Los frutos de la huerta tienen destinos tales como comedores comunitarios, y el Instituto Nacional de Tecnología Agropecuaria (INTA). Además, aportan a la educación ambiental de vecinos y reciben la visita educativa de decenas de colegios. Niños de diferentes edades disfrutan un tipo de experiencia verde, de esas que escasean en la ciudad.

“Los chicos se van chochísimos”, dice Nelly. “Caminan entre las hileras de plantas, huelen las hojitas de romero, tomillo, menta. Después se sientan a tomar la merienda, en una mesa larga que tenemos. Yo les pongo bandejas con tierra, plantitas y vasos que funcionan como macetas. Entonces ellos arman todo y se llevan a sus casas una pequeña maceta, sembrada con sus propias manos».

 

Casi todos los colegios de la zona visitaron la huerta. Hizo falta organizar fechas y horarios para que no se acumularan muchos turnos. Han llegado a asistir grupos de setenta niños, según cuenta Héctor, otro de los vecinos que colaboran en la huerta. Pertenece al grupo de los viernes. Entre las tareas está el riego, combatir a las hormigas “te descuidás un poco y te quedaste sin verduras”, dice. Destaca el liderazgo de Nelly, su entrega absoluta por el proyecto. «Hay que saber conducir lugares así», afirma.

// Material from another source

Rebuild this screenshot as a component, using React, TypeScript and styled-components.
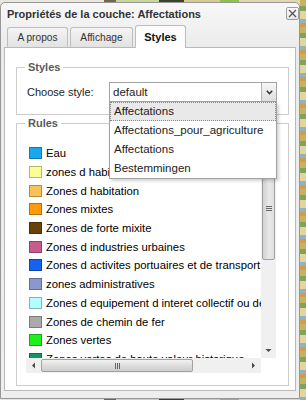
import React from 'react';
import styled, { createGlobalStyle } from 'styled-components';

const GlobalStyle = createGlobalStyle`
  html, body { margin: 0; padding: 0; }
  body {
    width: 306px;
    height: 400px;
    overflow: hidden;
    font-family: "Liberation Sans", Arial, sans-serif;
    background:
      repeating-linear-gradient(180deg, #c8b25e 0 6px, #7fa35a 6px 11px, #e3d59c 11px 19px, #8db4c4 19px 23px, #d59a4a 23px 27px) right top / 6px 100% no-repeat,
      linear-gradient(90deg, #e9e6dc 0 34%, #6d6a4c 34% 38%, #c9d79c 38% 52%, #39462a 52% 60%, #d9ca8f 60% 72%, #8cc34b 72% 78%, #e1d7b1 78% 100%);
  }
  #root { height: 100%; }
`;

const Window = styled.div`
  box-sizing: border-box;
  width: 300px;
  height: 397px;
  margin-top: 2px;
  border: 1px solid #979797;
  border-radius: 5px 5px 0 0;
  background: linear-gradient(#f7f7f7, #ebebeb 46px, #eeeeee);
  display: flex;
  flex-direction: column;
`;

const Header = styled.div`
  height: 21px;
  display: flex;
  align-items: center;
  justify-content: space-between;
  padding: 0 0 0 6px;
`;

const Title = styled.div`
  font-size: 11px;
  font-weight: bold;
  color: #333;
`;

const CloseButton = styled.div`
  box-sizing: border-box;
  width: 13px;
  height: 13px;
  border: 1px solid #9d9d9d;
  border-radius: 2px;
  background: linear-gradient(#ffffff, #e6e6e6);
  display: flex;
  align-items: center;
  justify-content: center;
`;

const TabStrip = styled.div`
  height: 24px;
  box-sizing: border-box;
  margin: 0 3px;
  padding-left: 3px;
  border-bottom: 1px solid #b9b9b9;
  display: flex;
  align-items: flex-end;
  gap: 2px;
`;

const Tab = styled.div<{ $w: number; $active?: boolean }>`
  box-sizing: border-box;
  width: ${(p) => p.$w}px;
  height: ${(p) => (p.$active ? 23 : 20)}px;
  margin-bottom: ${(p) => (p.$active ? -1 : 0)}px;
  border: 1px solid #bdbdbd;
  border-bottom: none;
  border-radius: 3px 3px 0 0;
  background: ${(p) =>
    p.$active ? 'linear-gradient(#fbfbfb, #ffffff)' : 'linear-gradient(#f4f4f4, #e2e2e2)'};
  display: flex;
  align-items: center;
  justify-content: center;
  font-size: ${(p) => (p.$active ? 11 : 10.2)}px;
  font-weight: ${(p) => (p.$active ? 'bold' : 'normal')};
  color: ${(p) => (p.$active ? '#111' : '#333')};
`;

const Body = styled.div`
  flex: 1;
  margin: 0 3px 7px;
  background: #ffffff;
  border: 1px solid #b9b9b9;
  border-top: none;
  padding: 19px 6px 0 11px;
`;

const Group = styled.div<{ $pad: string; $height: number; $mt?: number }>`
  position: relative;
  box-sizing: border-box;
  height: ${(p) => p.$height}px;
  margin-top: ${(p) => p.$mt ?? 0}px;
  border: 1px solid #cdcdcd;
  padding: ${(p) => p.$pad};
`;

const Legend = styled.span`
  position: absolute;
  top: -7px;
  left: 8px;
  padding: 0 3px;
  background: #fff;
  font-size: 11px;
  line-height: 13px;
  font-weight: bold;
  color: #5a5a5a;
`;

const FieldRow = styled.div`
  display: flex;
  align-items: center;
  justify-content: space-between;
`;

const Label = styled.span`
  font-size: 11px;
  color: #222;
`;

const Select = styled.div`
  position: relative;
  box-sizing: border-box;
  width: 168px;
  height: 20px;
  border: 1px solid #a3a3a3;
  background: #fff;
  display: flex;
  align-items: stretch;
`;

const SelectValue = styled.div`
  flex: 1;
  padding-left: 3px;
  font-size: 11.5px;
  line-height: 18px;
  color: #222;
`;

const SelectArrow = styled.div`
  width: 14px;
  border-left: 1px solid #b5b5b5;
  background: linear-gradient(#f6f6f6, #dedede);
  display: flex;
  align-items: center;
  justify-content: center;
`;

const Dropdown = styled.div`
  position: absolute;
  z-index: 5;
  top: 19px;
  left: -1px;
  width: 168px;
  box-sizing: border-box;
  background: #fff;
  border: 1px solid #a0a0a0;
  border-top: none;
  box-shadow: 2px 2px 3px rgba(0, 0, 0, 0.18);
`;

const Option = styled.div<{ $active?: boolean }>`
  box-sizing: border-box;
  height: 19px;
  padding-left: 3px;
  font-size: 11.5px;
  line-height: 17px;
  color: #222;
  white-space: nowrap;
  border: 1px ${(p) => (p.$active ? 'dotted #8a8a8a' : 'solid transparent')};
  background: ${(p) => (p.$active ? '#e9e9e9' : '#fff')};
`;

const ListBox = styled.div`
  height: 232px;
  display: grid;
  grid-template-columns: 1fr 15px;
  grid-template-rows: 1fr 15px;
`;

const Viewport = styled.div`
  overflow: hidden;
  padding-top: 3px;
`;

const Row = styled.div`
  height: 18.7px;
  display: flex;
  align-items: center;
  gap: 4px;
  padding-left: 3px;
  white-space: nowrap;
  font-size: 11.3px;
  color: #000;
`;

const Swatch = styled.span<{ $color: string }>`
  flex: none;
  box-sizing: border-box;
  width: 13px;
  height: 12px;
  background: ${(p) => p.$color};
  border: 1px solid rgba(0, 0, 0, 0.28);
`;

const VScroll = styled.div`
  display: flex;
  flex-direction: column;
  background: #f0f0f0;
`;

const HScroll = styled.div`
  display: flex;
  background: #f0f0f0;
`;

const ScrollButton = styled.div`
  flex: none;
  width: 15px;
  height: 15px;
  display: flex;
  align-items: center;
  justify-content: center;
`;

const VThumb = styled.div`
  flex: none;
  box-sizing: border-box;
  height: 104px;
  margin: 0 1px;
  border: 1px solid #a2a2a2;
  border-radius: 2px;
  background: linear-gradient(90deg, #d0d0d0, #e9e9e9 55%, #dddddd);
  display: flex;
  align-items: center;
  justify-content: center;
`;

const HThumb = styled.div`
  flex: none;
  box-sizing: border-box;
  width: 152px;
  margin: 1px 0;
  border: 1px solid #a2a2a2;
  border-radius: 2px;
  background: linear-gradient(#f2f2f2, #dcdcdc 55%, #cdcdcd);
  display: flex;
  align-items: center;
  justify-content: center;
`;

const Track = styled.div`
  flex: 1;
`;

const Corner = styled.div`
  background: #fff;
`;

const rules: [string, string][] = [
  ['#1aa8ec', 'Eau'],
  ['#fdfd98', 'zones d habitation'],
  ['#f9c256', 'Zones d habitation'],
  ['#ff9a0a', 'Zones mixtes'],
  ['#6a4208', 'Zones de forte mixite'],
  ['#c95a8c', 'Zones d industries urbaines'],
  ['#1462ee', 'Zones d activites portuaires et de transport'],
  ['#8b98cf', 'zones administratives'],
  ['#b2fdfd', 'Zones d equipement d interet collectif ou de services publics'],
  ['#ababab', 'Zones de chemin de fer'],
  ['#1df01d', 'Zones vertes'],
  ['#119862', 'Zones vertes de haute valeur historique'],
];

const options = ['Affectations', 'Affectations_pour_agriculture', 'Affectations', 'Bestemmingen'];

const Tri = ({ dir }: { dir: 'up' | 'down' | 'left' | 'right' }) => {
  const pts = {
    up: '0.5,4 3.5,1 6.5,4',
    down: '0.5,1 3.5,4 6.5,1',
    left: '4,0.5 1,3.5 4,6.5',
    right: '1,0.5 4,3.5 1,6.5',
  }[dir];
  const vertical = dir === 'up' || dir === 'down';
  return (
    <svg width={vertical ? 7 : 5} height={vertical ? 5 : 7} viewBox={vertical ? '0 0 7 5' : '0 0 5 7'}>
      <polygon points={pts} fill="#4a4a4a" />
    </svg>
  );
};

export default function App() {
  return (
    <>
      <GlobalStyle />
      <Window>
        <Header>
          <Title>Propriétés de la couche: Affectations</Title>
          <CloseButton>
            <svg width="9" height="9" viewBox="0 0 9 9">
              <path d="M1 1 L8 8 M8 1 L1 8" stroke="#555" strokeWidth="1.3" />
            </svg>
          </CloseButton>
        </Header>
        <TabStrip>
          <Tab $w={61}>A propos</Tab>
          <Tab $w={63}>Affichage</Tab>
          <Tab $w={51} $active>
            Styles
          </Tab>
        </TabStrip>
        <Body>
          <Group $height={48} $pad="14px 11px 12px 10px">
            <Legend>Styles</Legend>
            <FieldRow>
              <Label>Choose style:</Label>
              <Select>
                <SelectValue>default</SelectValue>
                <SelectArrow>
                  <svg width="7" height="5" viewBox="0 0 7 5">
                    <polyline points="0.8,0.8 3.5,3.6 6.2,0.8" fill="none" stroke="#333" strokeWidth="1.5" />
                  </svg>
                </SelectArrow>
                <Dropdown>
                  {options.map((o, i) => (
                    <Option key={i} $active={i === 0}>
                      {o}
                    </Option>
                  ))}
                </Dropdown>
              </Select>
            </FieldRow>
          </Group>
          <Group $height={263} $mt={8} $pad="17px 12px 11px 9px">
            <Legend>Rules</Legend>
            <ListBox>
              <Viewport>
                {rules.map(([c, t], i) => (
                  <Row key={i}>
                    <Swatch $color={c} />
                    {t}
                  </Row>
                ))}
              </Viewport>
              <VScroll>
                <ScrollButton>
                  <Tri dir="up" />
                </ScrollButton>
                <VThumb>
                  <svg width="6" height="5" viewBox="0 0 6 5">
                    <path d="M0 0.5 H6 M0 2.5 H6 M0 4.5 H6" stroke="#666" strokeWidth="1" />
                  </svg>
                </VThumb>
                <Track />
                <ScrollButton>
                  <Tri dir="down" />
                </ScrollButton>
              </VScroll>
              <HScroll>
                <ScrollButton>
                  <Tri dir="left" />
                </ScrollButton>
                <HThumb>
                  <svg width="5" height="6" viewBox="0 0 5 6">
                    <path d="M0.5 0 V6 M2.5 0 V6 M4.5 0 V6" stroke="#666" strokeWidth="1" />
                  </svg>
                </HThumb>
                <Track />
                <ScrollButton>
                  <Tri dir="right" />
                </ScrollButton>
              </HScroll>
              <Corner />
            </ListBox>
          </Group>
        </Body>
      </Window>
    </>
  );
}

Él es uno de los que conversó con el funcionario del Gobierno de la Ciudad. Ante la pregunta sobre ese encuentro, responde que están en plena negociación y en plan de resistencia. Que la idea de un espacio así debería ser ampliada, para que le llegue a más personas, no destruida. «Un lugar verde, en el medio de la ciudad, que no jode a nadie y que los chicos y los vecinos disfrutan. Casi no existen cosas así», concluye.